Data consistency refers to the alignment of information across various channels and systems. In the context of eCommerce, this means that the price, description, specifications, and images of a product must match across the company’s website, marketplaces, mobile app, and offline catalogs. A lack of consistency leads to a loss of trust, logistical errors, increased returns, and revenue loss.

According to a Gartner report, inconsistent product data can lead to a 40% increase in return rates, whereas implementing a PIM (Product Information Management) system can reduce this figure and accelerate time-to-market by 30%.
The McKinsey Technology Trends Outlook highlights that companies aiming to scale AI and automation must begin with robust data management and consolidation. Generative AI, machine learning, and analytics platforms only deliver measurable results when built upon reliable, consistent, and well-structured data.
A PIM system serves as the essential foundation for adopting next-generation technologies. Without a PIM, companies face data chaos, duplication, errors, and misalignment across channels. PIM becomes the "Single Source of Truth" and a critical pillar of digital maturity.
McKinsey emphasizes that without such a foundation, it's impossible to achieve user trust, marketing efficiency, retail media revenue growth, or seamless integration with AI solutions. Therefore, implementing a PIM system is not just an additional feature — it's the first and necessary step toward building a modern digital infrastructure.
Digital commerce (eCommerce) demands rapid response, transparent processes, and customer trust. One of the core requirements to meet these demands is data consistency — ensuring that product data is accurate, aligned, and up to date across all customer touchpoints.
In an environment of multichannel sales, large product catalogs, and integration with various systems, maintaining consistency manually becomes impossible without specialized solutions. Common challenges include:
- use of spreadsheets and manual data handling;
- trying to "bolt on" content management to ERP, CRM, or CMS systems;
- lack of a unified data repository (Single Source of Truth);
- poor coordination between departments;
- absence of validation and update processes.
Key Reasons Data Consistency Matters
- Customer trust and satisfaction — 60% of consumers will not purchase a product if they encounter conflicting information.
- Cost reduction — automation can reduce content management labor costs by up to 40%.
- Penalties and account blocks — marketplaces impose sanctions for errors in product listings.
- Retail media performance — accurate, structured data boosts advertising campaign effectiveness.
- AI and automation effectiveness — the implementation of generative AI, recommendation engines, and automation tools is only viable with consistent, complete, and well-organized data. Without data consistency, AI produces incorrect results, suggests irrelevant products, and erodes trust in digital solutions. A reliable data structure is a key success factor for integrating AI into business processes.
The Role of PIM as a Strategic System
PIM systems (Product Information Management) are designed for centralized management of all product-related information. In the context of multichannel distribution, large product assortments, and constantly changing platform requirements, having a unified content management platform becomes critically important. PIM addresses key challenges such as data fragmentation, manual errors, information duplication, and data loss during transfers between systems.

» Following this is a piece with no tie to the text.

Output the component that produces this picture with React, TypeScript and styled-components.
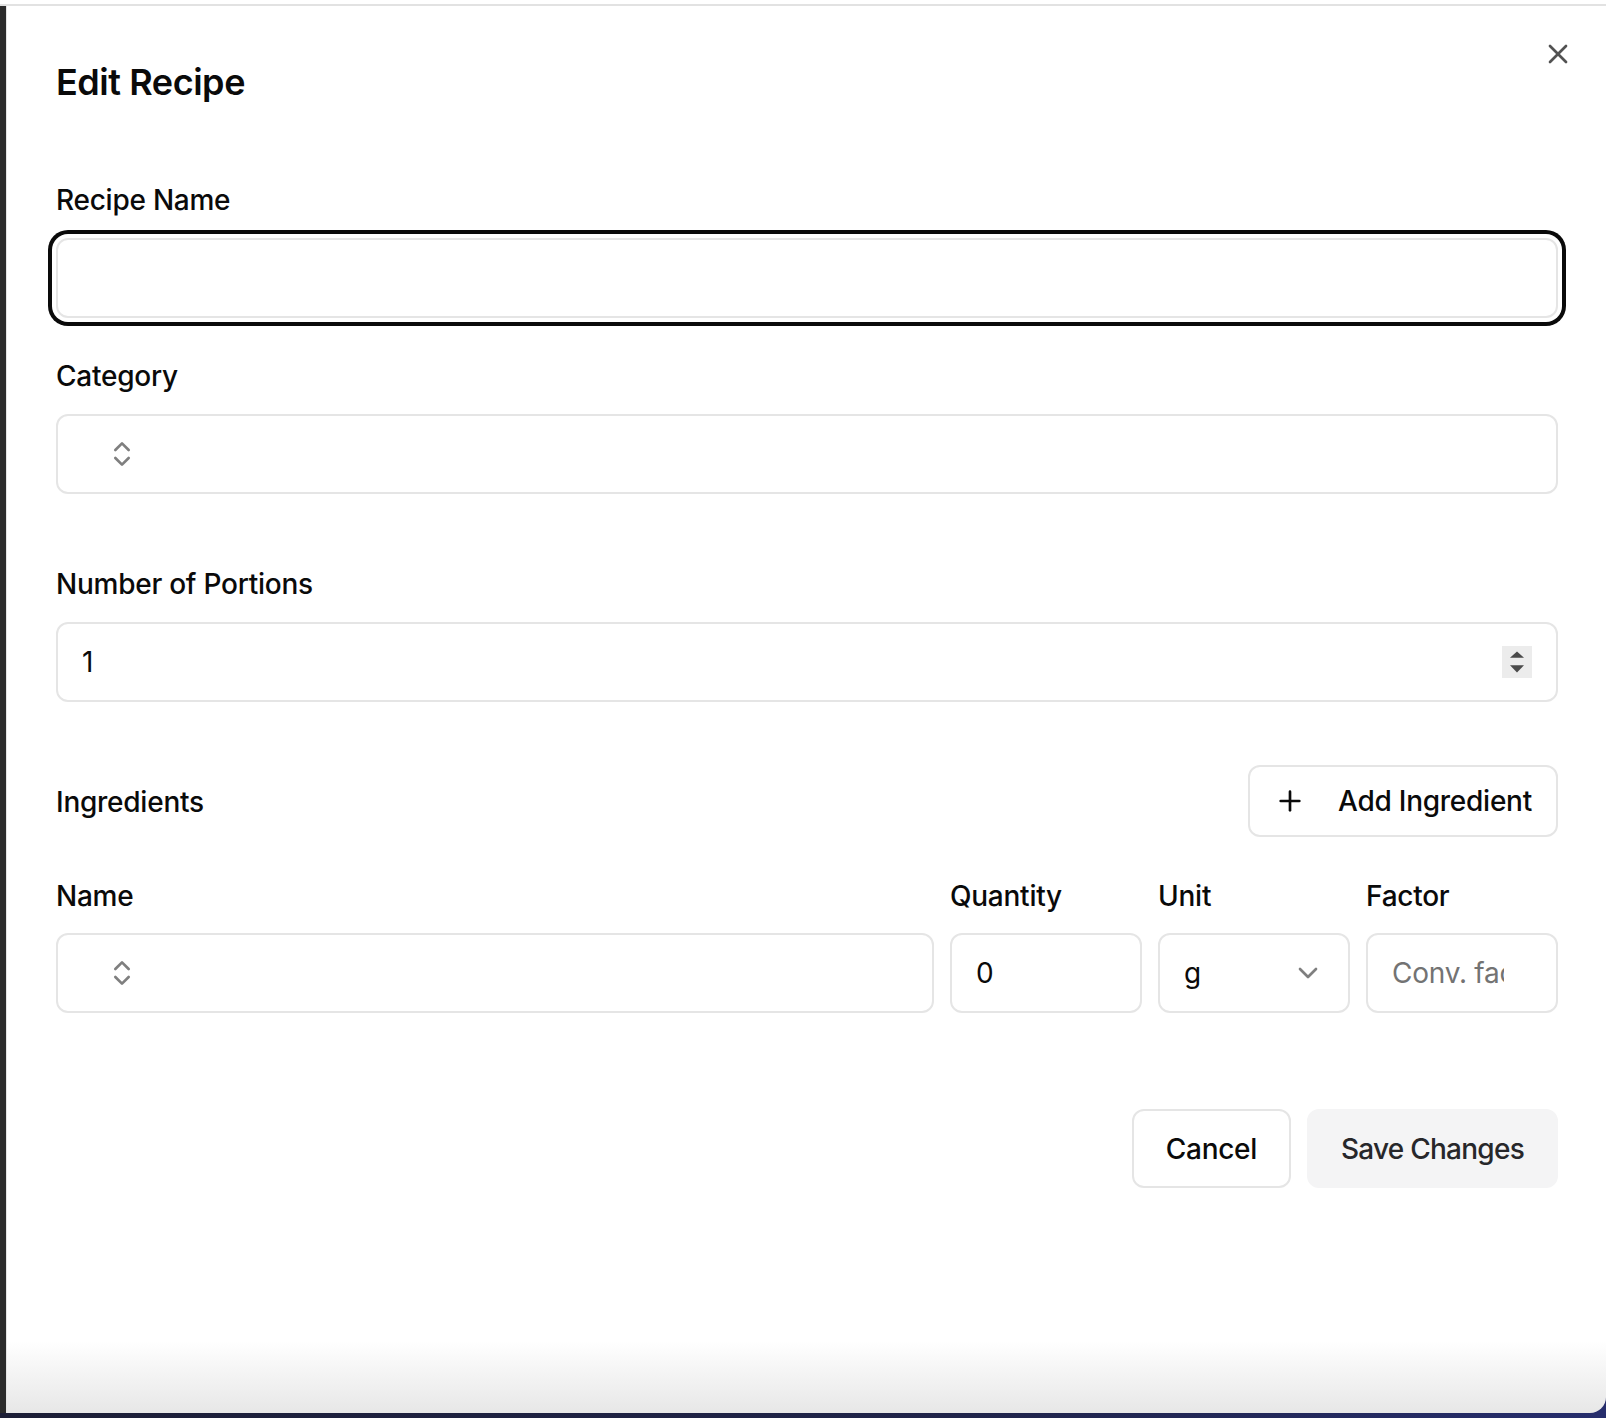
import React from "react";
import styled, { createGlobalStyle, css } from "styled-components";
import { X, ChevronsUpDown, ChevronDown, Plus } from "lucide-react";

const GlobalStyle = createGlobalStyle`
  html, body { margin: 0; padding: 0; background: #fff; }
  body {
    font-family: Inter, "Noto Sans", "Liberation Sans", sans-serif;
    -webkit-font-smoothing: antialiased;
  }
  * { box-sizing: border-box; }
`;

const Screen = styled.div`
  width: 1606px;
  height: 1418px;
  display: flex;
  flex-direction: column;
  padding-bottom: 5px;
  overflow: hidden;
  background: linear-gradient(to right, #1c1e36 0%, #20244a 60%, #262d6c 100%);
`;

const TopStrip = styled.div`
  flex: none;
  height: 4px;
  background: #fff;
`;

const Stage = styled.div`
  flex: 1;
  min-height: 0;
  display: flex;
  border-top: 2px solid #e2e2e2;
`;

const SideBar = styled.div`
  flex: none;
  width: 6px;
  background: #2b2b2b;
`;

const Dialog = styled.section`
  position: relative;
  flex: 1;
  display: flex;
  flex-direction: column;
  padding: 58px 48px 0 49px;
  border-left: 1px solid #e4e4e4;
  border-bottom-right-radius: 16px;
  background: linear-gradient(to bottom, #ffffff calc(100% - 72px), #e7e7e7 100%);
`;

const CloseButton = styled.button`
  position: absolute;
  top: 32px;
  right: 32px;
  width: 32px;
  height: 32px;
  padding: 0;
  border: 0;
  background: none;
  color: #0a0a0a;
  opacity: 0.7;
  display: flex;
  align-items: center;
  justify-content: center;
`;

const Title = styled.h2`
  margin: 0;
  font-size: 36px;
  line-height: 36px;
  font-weight: 600;
  letter-spacing: -0.45px;
  color: #0a0a0a;
`;

const Field = styled.div<{ $top: number }>`
  display: flex;
  flex-direction: column;
  gap: 24px;
  margin-top: ${(p) => p.$top}px;
`;

const Label = styled.label`
  padding-top: 1px;
  font-size: 28px;
  line-height: 28px;
  font-weight: 500;
  letter-spacing: -0.25px;
  color: #0a0a0a;
`;

const Control = styled.div<{ $focused?: boolean; $justify?: string }>`
  height: 80px;
  display: flex;
  align-items: center;
  justify-content: ${(p) => p.$justify || "flex-start"};
  padding: 0 24px;
  border: 2px solid #e5e5e5;
  border-radius: 12px;
  background: #fff;
  font-size: 28px;
  line-height: 40px;
  letter-spacing: -0.25px;
  color: #0a0a0a;
  ${(p) =>
    p.$focused &&
    css`
      box-shadow: 0 0 0 4px #fff, 0 0 0 8px #0a0a0a;
    `}
`;

const SelectIcon = styled.span<{ $indent?: number }>`
  display: flex;
  margin-left: ${(p) => p.$indent || 0}px;
  color: #7f7f7f;
`;

const Spinner = styled.span`
  width: 30px;
  height: 32px;
  background: #ececec;
  display: flex;
  align-items: center;
  justify-content: center;
`;

const Placeholder = styled.span`
  width: 112px;
  overflow: hidden;
  white-space: nowrap;
  color: #737373;
`;

const SectionHeader = styled.div<{ $top: number }>`
  margin-top: ${(p) => p.$top}px;
  display: flex;
  align-items: center;
  justify-content: space-between;
`;

const Button = styled.button<{
  $variant?: "outline" | "secondary";
  $h: number;
  $px: number;
  $track: number;
}>`
  height: ${(p) => p.$h}px;
  padding: 0 ${(p) => p.$px}px;
  display: inline-flex;
  align-items: center;
  gap: 32px;
  border-radius: 12px;
  font-family: inherit;
  font-size: 28px;
  font-weight: 500;
  line-height: 40px;
  letter-spacing: ${(p) => p.$track}px;
  cursor: pointer;
  ${(p) =>
    p.$variant === "secondary"
      ? css`
          border: 2px solid #f4f4f5;
          background: #f4f4f5;
          color: #27272a;
        `
      : css`
          border: 2px solid #e5e5e5;
          background: #fff;
          color: #0a0a0a;
        `}
`;

const IngredientGrid = styled.div<{ $top: number }>`
  margin-top: ${(p) => p.$top}px;
  display: grid;
  grid-template-columns: 1fr repeat(3, 192px);
  column-gap: 16px;
  row-gap: 23px;
`;

const Footer = styled.div<{ $top: number }>`
  margin-top: ${(p) => p.$top}px;
  display: flex;
  justify-content: flex-end;
  gap: 16px;
`;

const SpinArrows = () => (
  <svg width="30" height="32" viewBox="0 0 30 32" aria-hidden>
    <polygon points="8,11.8 22,11.8 15,5.6" fill="#4a4a4a" />
    <polygon points="8,19.2 22,19.2 15,26.4" fill="#4a4a4a" />
  </svg>
);

export default function App() {
  return (
    <>
      <GlobalStyle />
      <Screen>
        <TopStrip />
        <Stage>
          <SideBar />
          <Dialog>
            <CloseButton aria-label="Close">
              <X size={32} strokeWidth={2} />
            </CloseButton>
            <Title>Edit Recipe</Title>

            <Field $top={85}>
              <Label>Recipe Name</Label>
              <Control $focused />
            </Field>

            <Field $top={43}>
              <Label>Category</Label>
              <Control>
                <SelectIcon $indent={24}>
                  <ChevronsUpDown size={32} strokeWidth={2} />
                </SelectIcon>
              </Control>
            </Field>

            <Field $top={75}>
              <Label>Number of Portions</Label>
              <Control $justify="space-between">
                <span>1</span>
                <Spinner>
                  <SpinArrows />
                </Spinner>
              </Control>
            </Field>

            <SectionHeader $top={63}>
              <Label>Ingredients</Label>
              <Button $variant="outline" $h={72} $px={24} $track={-0.25}>
                <Plus size={32} strokeWidth={2} />
                Add Ingredient
              </Button>
            </SectionHeader>

            <IngredientGrid $top={44}>
              <Label>Name</Label>
              <Label>Quantity</Label>
              <Label>Unit</Label>
              <Label>Factor</Label>
              <Control>
                <SelectIcon $indent={24}>
                  <ChevronsUpDown size={32} strokeWidth={2} />
                </SelectIcon>
              </Control>
              <Control>0</Control>
              <Control $justify="space-between">
                <span>g</span>
                <SelectIcon>
                  <ChevronDown size={32} strokeWidth={2} />
                </SelectIcon>
              </Control>
              <Control>
                <Placeholder>Conv. factor</Placeholder>
              </Control>
            </IngredientGrid>

            <Footer $top={96}>
              <Button $variant="outline" $h={79} $px={32} $track={-0.3}>
                Cancel
              </Button>
              <Button $variant="secondary" $h={79} $px={32} $track={-0.75}>
                Save Changes
              </Button>
            </Footer>
          </Dialog>
        </Stage>
      </Screen>
    </>
  );
}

With a PIM system, you can:
- Create a Single Source of Truth — all departments, partners, and external systems work with one accurate and verified version of the data. This eliminates duplication, contradictions, and informational gaps.
- Set up workflows for data validation, moderation, and approval — you can configure a role-based model where each participant is responsible for their part (e.g., content manager, product expert, marketer), and the final content is reviewed before publication.
- Automatically synchronize data with marketplaces, websites, apps, ERP, CMS, and partner platforms — significantly reducing manual workload and minimizing the risk of errors when publishing product data across different channels.
- Track changes, manage versions, and view edit history — a crucial feature for process transparency, audits, quick rollback, and quality control.
- Adapt content to the requirements of specific channels — data formats, size limits, product card structures, localization, languages, and SEO attributes can all be centrally managed within the PIM system.
- Integrate AI-powered data enrichment and content generation tools — generating product descriptions, translations, and keywords becomes part of the content workflow, accelerating time-to-market.
- Enhance cross-team alignment — marketing, sales, procurement, logistics, and IT teams all access consistent information in a structured and manageable format, reducing conflicts and miscommunication.
In this way, a PIM system is not just a "content repository" but a strategic tool that enables scalability, automation, and high-speed product launches while maintaining quality and data accuracy.
Data consistency is the foundation of a company’s digital maturity. It is no longer just a “nice-to-have,” but a critical requirement for scalable growth in eCommerce. Brands that invest in robust data management systems outperform competitors in efficiency, trust, and sales volume.
With the right tools and well-structured processes in place, consistency becomes a sustainable competitive advantage. Without it, there can be no effective scaling, reliable automation, or long-term growth.
PIM systems play a central role in building customer trust, improving operational efficiency, and enabling successful digital transformation in eCommerce. Investment in such systems should be viewed as a strategic priority, not an optional extra.